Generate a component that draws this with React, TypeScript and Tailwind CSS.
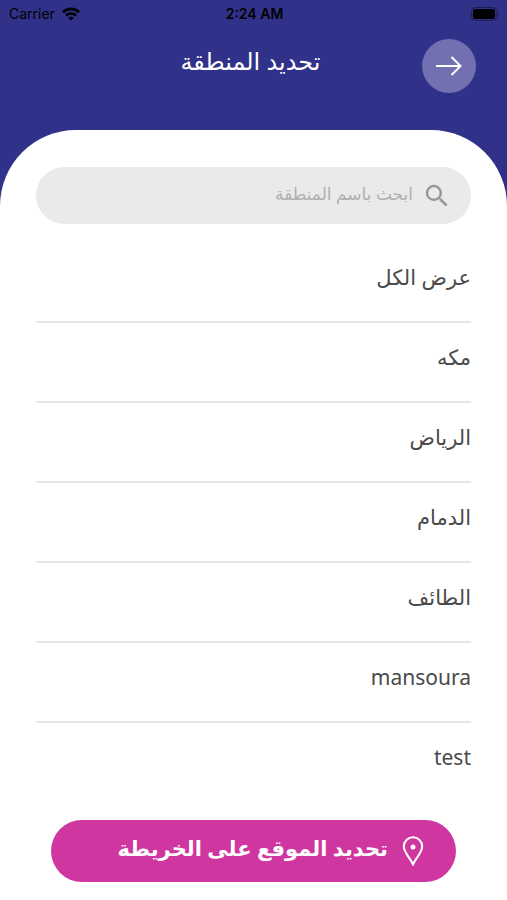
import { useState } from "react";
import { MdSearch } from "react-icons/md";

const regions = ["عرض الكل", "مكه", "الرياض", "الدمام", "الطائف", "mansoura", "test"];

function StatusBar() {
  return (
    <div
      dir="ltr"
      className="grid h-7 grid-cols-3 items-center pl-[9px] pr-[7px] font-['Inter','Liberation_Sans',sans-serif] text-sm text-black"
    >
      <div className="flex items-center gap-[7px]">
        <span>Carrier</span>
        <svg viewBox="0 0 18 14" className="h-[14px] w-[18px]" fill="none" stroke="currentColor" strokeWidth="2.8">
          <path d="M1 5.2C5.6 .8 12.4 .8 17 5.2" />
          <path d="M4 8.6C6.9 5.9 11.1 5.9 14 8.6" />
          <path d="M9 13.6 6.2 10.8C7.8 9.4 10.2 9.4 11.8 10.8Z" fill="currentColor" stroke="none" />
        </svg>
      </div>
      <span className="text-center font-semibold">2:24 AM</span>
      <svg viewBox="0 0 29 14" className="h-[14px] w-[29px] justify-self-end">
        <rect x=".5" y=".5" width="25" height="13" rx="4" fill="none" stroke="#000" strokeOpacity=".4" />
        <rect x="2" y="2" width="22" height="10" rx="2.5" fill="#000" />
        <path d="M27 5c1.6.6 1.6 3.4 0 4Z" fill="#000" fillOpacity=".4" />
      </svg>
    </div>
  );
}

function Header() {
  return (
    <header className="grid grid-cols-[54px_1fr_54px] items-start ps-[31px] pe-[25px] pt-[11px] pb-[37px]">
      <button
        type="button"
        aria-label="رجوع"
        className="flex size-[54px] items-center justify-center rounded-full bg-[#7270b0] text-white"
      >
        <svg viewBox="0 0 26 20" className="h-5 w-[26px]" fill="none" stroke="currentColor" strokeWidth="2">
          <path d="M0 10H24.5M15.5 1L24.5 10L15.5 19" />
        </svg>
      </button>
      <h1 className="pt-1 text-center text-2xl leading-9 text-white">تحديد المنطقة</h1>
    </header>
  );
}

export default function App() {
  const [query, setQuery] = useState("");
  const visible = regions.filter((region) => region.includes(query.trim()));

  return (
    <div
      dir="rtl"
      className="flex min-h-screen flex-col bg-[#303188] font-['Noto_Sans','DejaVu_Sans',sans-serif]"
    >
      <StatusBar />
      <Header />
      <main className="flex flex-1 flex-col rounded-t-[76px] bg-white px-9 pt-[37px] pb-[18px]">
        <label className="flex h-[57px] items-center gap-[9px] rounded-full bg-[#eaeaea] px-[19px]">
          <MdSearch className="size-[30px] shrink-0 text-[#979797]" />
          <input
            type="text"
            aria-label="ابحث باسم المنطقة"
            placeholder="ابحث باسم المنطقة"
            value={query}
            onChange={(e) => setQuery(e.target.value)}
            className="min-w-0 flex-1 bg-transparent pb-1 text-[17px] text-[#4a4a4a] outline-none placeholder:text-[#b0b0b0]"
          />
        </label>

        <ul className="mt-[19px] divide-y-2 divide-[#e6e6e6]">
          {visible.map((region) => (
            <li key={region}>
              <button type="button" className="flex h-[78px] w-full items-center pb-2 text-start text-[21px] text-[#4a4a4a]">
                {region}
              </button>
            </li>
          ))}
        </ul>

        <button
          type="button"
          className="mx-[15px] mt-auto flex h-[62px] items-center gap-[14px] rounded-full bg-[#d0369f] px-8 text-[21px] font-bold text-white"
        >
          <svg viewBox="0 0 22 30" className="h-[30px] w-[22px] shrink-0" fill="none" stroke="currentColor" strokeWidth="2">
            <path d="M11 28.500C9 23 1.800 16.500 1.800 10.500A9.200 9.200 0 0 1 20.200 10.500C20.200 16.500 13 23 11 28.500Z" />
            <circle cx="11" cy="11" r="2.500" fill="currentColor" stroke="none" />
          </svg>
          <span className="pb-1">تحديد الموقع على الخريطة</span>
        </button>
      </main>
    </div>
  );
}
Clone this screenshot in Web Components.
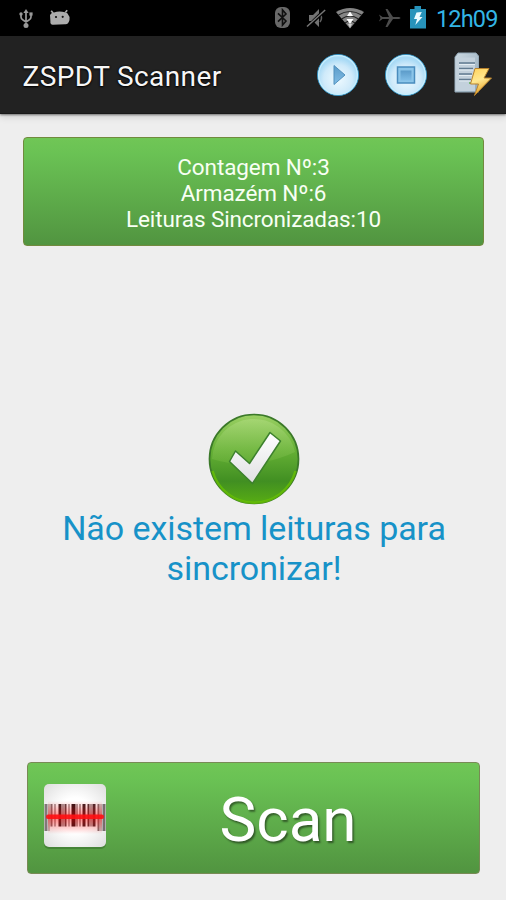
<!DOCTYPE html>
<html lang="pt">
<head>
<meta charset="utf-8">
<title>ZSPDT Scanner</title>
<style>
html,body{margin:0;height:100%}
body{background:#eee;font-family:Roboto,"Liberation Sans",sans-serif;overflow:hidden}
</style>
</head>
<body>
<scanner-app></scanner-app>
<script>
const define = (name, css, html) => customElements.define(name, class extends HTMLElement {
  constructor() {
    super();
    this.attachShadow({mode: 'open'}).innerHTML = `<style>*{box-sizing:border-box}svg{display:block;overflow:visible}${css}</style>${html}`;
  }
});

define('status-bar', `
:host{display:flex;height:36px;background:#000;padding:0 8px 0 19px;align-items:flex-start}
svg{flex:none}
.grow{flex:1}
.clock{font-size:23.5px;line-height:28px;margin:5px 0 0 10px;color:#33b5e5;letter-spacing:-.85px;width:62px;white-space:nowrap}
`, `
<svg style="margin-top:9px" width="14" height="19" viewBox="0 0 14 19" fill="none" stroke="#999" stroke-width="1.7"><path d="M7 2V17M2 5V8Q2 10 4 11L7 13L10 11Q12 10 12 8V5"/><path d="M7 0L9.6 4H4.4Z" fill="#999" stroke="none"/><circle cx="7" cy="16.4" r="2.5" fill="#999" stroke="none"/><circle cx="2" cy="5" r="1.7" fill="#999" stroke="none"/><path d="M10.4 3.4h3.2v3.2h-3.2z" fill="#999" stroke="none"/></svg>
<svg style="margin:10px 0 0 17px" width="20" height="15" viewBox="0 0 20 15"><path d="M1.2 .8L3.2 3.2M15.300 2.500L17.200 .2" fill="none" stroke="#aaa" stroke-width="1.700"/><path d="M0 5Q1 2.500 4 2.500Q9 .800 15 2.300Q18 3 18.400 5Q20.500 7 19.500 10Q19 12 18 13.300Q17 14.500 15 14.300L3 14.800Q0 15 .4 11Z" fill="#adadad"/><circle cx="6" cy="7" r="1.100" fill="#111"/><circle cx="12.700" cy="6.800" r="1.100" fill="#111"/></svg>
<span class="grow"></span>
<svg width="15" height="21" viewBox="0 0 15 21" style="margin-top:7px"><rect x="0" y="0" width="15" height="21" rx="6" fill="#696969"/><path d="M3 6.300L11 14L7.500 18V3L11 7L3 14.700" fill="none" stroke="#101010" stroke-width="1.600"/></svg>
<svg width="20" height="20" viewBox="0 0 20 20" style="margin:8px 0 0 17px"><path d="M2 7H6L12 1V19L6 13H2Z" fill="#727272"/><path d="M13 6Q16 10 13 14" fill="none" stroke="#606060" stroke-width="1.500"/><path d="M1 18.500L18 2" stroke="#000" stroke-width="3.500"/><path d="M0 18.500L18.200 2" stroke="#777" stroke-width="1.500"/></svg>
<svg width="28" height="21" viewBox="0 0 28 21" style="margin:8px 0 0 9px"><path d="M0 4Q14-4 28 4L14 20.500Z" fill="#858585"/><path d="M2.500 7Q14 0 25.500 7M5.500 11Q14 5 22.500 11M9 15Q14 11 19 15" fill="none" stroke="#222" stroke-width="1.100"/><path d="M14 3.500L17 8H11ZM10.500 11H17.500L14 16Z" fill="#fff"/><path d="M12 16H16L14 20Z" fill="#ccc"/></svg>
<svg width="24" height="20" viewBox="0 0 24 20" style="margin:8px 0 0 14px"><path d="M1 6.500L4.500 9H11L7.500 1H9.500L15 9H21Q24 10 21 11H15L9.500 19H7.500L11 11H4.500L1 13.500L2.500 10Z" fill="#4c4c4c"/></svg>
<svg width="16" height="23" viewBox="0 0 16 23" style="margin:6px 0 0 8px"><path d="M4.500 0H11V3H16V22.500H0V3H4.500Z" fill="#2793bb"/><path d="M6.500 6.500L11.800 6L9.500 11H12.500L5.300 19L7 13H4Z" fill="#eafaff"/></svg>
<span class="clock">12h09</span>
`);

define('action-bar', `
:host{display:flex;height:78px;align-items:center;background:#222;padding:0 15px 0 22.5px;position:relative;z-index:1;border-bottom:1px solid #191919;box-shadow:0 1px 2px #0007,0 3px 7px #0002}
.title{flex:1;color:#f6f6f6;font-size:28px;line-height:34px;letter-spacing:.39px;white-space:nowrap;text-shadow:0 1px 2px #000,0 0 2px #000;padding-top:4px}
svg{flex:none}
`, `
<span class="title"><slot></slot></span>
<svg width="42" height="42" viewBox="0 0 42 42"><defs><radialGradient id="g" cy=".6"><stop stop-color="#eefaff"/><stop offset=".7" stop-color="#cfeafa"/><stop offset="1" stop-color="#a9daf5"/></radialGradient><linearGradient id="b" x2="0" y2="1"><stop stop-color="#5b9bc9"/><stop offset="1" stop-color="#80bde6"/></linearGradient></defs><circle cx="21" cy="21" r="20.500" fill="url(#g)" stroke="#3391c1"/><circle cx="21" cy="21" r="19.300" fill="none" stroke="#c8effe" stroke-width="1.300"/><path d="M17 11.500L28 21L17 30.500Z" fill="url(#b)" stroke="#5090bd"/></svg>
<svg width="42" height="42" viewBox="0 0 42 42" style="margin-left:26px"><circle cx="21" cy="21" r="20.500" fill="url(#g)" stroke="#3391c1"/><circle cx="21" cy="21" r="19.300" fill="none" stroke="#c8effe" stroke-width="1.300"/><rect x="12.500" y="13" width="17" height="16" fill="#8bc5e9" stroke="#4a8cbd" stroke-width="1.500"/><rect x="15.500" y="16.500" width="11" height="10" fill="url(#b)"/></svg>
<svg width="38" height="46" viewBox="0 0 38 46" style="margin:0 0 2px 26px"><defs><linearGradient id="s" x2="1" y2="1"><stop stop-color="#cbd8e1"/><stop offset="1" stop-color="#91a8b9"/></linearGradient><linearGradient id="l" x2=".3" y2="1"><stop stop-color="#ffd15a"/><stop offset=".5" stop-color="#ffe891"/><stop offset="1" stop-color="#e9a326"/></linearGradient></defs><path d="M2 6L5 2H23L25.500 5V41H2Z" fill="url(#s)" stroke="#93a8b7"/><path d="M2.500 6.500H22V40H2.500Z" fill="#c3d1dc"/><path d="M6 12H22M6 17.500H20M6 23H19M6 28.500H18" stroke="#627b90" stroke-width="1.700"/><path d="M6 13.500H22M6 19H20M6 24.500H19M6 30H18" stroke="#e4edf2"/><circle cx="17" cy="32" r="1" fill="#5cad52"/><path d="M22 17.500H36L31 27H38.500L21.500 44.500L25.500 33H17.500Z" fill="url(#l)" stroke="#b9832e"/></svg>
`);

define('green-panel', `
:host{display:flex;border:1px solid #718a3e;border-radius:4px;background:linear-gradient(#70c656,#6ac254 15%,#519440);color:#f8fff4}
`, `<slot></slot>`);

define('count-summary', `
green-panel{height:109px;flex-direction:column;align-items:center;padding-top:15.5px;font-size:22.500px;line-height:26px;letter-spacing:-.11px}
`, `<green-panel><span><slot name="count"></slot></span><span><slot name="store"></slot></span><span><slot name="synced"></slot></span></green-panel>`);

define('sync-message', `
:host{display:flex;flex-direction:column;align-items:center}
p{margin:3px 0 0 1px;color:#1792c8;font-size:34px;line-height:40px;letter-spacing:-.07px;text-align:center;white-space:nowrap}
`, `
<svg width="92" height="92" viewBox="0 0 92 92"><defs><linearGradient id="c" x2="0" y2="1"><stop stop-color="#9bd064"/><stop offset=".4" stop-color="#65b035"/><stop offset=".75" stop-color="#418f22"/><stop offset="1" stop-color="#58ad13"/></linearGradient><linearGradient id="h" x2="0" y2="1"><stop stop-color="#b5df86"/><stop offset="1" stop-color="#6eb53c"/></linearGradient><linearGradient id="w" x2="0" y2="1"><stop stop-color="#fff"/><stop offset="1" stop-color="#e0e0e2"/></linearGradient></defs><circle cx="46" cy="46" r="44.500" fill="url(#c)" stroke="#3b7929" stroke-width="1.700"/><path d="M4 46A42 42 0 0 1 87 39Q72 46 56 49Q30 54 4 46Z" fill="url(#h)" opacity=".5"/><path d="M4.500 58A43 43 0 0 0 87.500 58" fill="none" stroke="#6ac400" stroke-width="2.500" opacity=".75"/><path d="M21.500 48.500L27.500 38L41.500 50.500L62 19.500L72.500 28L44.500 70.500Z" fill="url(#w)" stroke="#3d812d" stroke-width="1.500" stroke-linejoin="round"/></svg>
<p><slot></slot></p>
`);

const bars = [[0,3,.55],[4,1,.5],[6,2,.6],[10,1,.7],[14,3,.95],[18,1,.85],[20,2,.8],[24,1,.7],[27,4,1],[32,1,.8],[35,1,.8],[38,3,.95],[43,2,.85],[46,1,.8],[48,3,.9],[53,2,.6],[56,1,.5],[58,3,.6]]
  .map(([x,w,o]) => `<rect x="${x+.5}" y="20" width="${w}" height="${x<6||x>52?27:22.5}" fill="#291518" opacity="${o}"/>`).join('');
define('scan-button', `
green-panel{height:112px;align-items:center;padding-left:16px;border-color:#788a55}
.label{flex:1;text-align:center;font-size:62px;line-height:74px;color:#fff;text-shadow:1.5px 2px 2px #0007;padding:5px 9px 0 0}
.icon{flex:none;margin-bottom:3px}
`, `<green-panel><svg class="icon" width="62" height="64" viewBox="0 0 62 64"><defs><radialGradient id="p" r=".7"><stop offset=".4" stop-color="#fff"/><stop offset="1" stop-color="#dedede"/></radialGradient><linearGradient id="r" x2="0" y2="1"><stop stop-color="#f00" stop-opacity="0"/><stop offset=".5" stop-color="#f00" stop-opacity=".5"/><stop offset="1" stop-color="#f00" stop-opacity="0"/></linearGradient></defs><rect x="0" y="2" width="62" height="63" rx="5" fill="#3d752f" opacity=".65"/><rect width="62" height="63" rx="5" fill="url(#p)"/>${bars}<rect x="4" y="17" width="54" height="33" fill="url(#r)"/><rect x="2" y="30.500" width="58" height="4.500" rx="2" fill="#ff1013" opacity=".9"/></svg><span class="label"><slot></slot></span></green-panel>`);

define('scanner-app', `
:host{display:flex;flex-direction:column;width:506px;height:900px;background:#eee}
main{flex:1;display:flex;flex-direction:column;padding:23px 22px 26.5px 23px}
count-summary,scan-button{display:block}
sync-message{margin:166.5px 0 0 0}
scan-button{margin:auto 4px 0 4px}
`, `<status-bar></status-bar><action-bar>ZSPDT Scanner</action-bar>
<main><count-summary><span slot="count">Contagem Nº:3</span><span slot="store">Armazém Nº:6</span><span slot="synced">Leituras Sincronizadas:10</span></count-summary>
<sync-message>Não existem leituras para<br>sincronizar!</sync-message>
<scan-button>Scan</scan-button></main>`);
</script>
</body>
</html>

------------------------------------------------

DESCRIPTION OF THE TASK
Scan the records above for the string "this", then select every line that holds it.

TASK RESPONSE
Generate a component that draws this with React, TypeScript and Tailwind CSS.
Clone this screenshot in Web Components.
    this.attachShadow({mode: 'open'}).innerHTML = `<style>*{box-sizing:border-box}svg{display:block;overflow:visible}${css}</style>${html}`;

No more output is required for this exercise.